Written instruction. Make an exact copy of all the data.

Raw data.
::::

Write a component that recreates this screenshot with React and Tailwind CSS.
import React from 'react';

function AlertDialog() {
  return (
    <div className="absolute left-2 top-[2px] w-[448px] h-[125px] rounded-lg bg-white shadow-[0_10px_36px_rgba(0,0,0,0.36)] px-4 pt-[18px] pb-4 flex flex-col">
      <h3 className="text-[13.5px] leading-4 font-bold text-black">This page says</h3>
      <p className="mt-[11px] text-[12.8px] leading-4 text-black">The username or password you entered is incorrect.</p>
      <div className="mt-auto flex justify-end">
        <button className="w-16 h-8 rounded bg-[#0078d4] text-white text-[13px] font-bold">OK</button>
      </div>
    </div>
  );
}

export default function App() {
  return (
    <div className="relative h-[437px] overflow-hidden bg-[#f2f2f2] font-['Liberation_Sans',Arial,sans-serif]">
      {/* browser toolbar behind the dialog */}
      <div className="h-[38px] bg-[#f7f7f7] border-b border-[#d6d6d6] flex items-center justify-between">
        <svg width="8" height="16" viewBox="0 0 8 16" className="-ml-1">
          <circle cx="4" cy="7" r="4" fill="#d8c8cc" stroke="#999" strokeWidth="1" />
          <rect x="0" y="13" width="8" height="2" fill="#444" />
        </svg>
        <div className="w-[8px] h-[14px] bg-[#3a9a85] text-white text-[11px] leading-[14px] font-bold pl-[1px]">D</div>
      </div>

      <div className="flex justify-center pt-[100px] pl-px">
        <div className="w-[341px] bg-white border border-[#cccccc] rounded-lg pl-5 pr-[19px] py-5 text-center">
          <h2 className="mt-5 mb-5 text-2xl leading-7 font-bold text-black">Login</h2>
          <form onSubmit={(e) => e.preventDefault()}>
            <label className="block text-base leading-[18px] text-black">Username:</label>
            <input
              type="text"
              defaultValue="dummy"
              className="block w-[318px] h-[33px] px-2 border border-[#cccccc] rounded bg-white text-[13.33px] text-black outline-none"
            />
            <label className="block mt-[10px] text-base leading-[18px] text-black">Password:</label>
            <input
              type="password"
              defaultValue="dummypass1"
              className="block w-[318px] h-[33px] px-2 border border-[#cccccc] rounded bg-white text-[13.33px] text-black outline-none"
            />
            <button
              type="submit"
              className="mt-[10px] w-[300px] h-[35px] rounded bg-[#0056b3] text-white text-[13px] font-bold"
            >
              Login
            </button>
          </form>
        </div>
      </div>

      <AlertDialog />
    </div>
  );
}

::::

The reply.
Write a component that recreates this screenshot with React and Tailwind CSS.
import React from 'react';

function AlertDialog() {
  return (
    <div className="absolute left-2 top-[2px] w-[448px] h-[125px] rounded-lg bg-white shadow-[0_10px_36px_rgba(0,0,0,0.36)] px-4 pt-[18px] pb-4 flex flex-col">
      <h3 className="text-[13.5px] leading-4 font-bold text-black">This page says</h3>
      <p className="mt-[11px] text-[12.8px] leading-4 text-black">The username or password you entered is incorrect.</p>
      <div className="mt-auto flex justify-end">
        <button className="w-16 h-8 rounded bg-[#0078d4] text-white text-[13px] font-bold">OK</button>
      </div>
    </div>
  );
}

export default function App() {
  return (
    <div className="relative h-[437px] overflow-hidden bg-[#f2f2f2] font-['Liberation_Sans',Arial,sans-serif]">
      {/* browser toolbar behind the dialog */}
      <div className="h-[38px] bg-[#f7f7f7] border-b border-[#d6d6d6] flex items-center justify-between">
        <svg width="8" height="16" viewBox="0 0 8 16" className="-ml-1">
          <circle cx="4" cy="7" r="4" fill="#d8c8cc" stroke="#999" strokeWidth="1" />
          <rect x="0" y="13" width="8" height="2" fill="#444" />
        </svg>
        <div className="w-[8px] h-[14px] bg-[#3a9a85] text-white text-[11px] leading-[14px] font-bold pl-[1px]">D</div>
      </div>

      <div className="flex justify-center pt-[100px] pl-px">
        <div className="w-[341px] bg-white border border-[#cccccc] rounded-lg pl-5 pr-[19px] py-5 text-center">
          <h2 className="mt-5 mb-5 text-2xl leading-7 font-bold text-black">Login</h2>
          <form onSubmit={(e) => e.preventDefault()}>
            <label className="block text-base leading-[18px] text-black">Username:</label>
            <input
              type="text"
              defaultValue="dummy"
              className="block w-[318px] h-[33px] px-2 border border-[#cccccc] rounded bg-white text-[13.33px] text-black outline-none"
            />
            <label className="block mt-[10px] text-base leading-[18px] text-black">Password:</label>
            <input
              type="password"
              defaultValue="dummypass1"
              className="block w-[318px] h-[33px] px-2 border border-[#cccccc] rounded bg-white text-[13.33px] text-black outline-none"
            />
            <button
              type="submit"
              className="mt-[10px] w-[300px] h-[35px] rounded bg-[#0056b3] text-white text-[13px] font-bold"
            >
              Login
            </button>
          </form>
        </div>
      </div>

      <AlertDialog />
    </div>
  );
}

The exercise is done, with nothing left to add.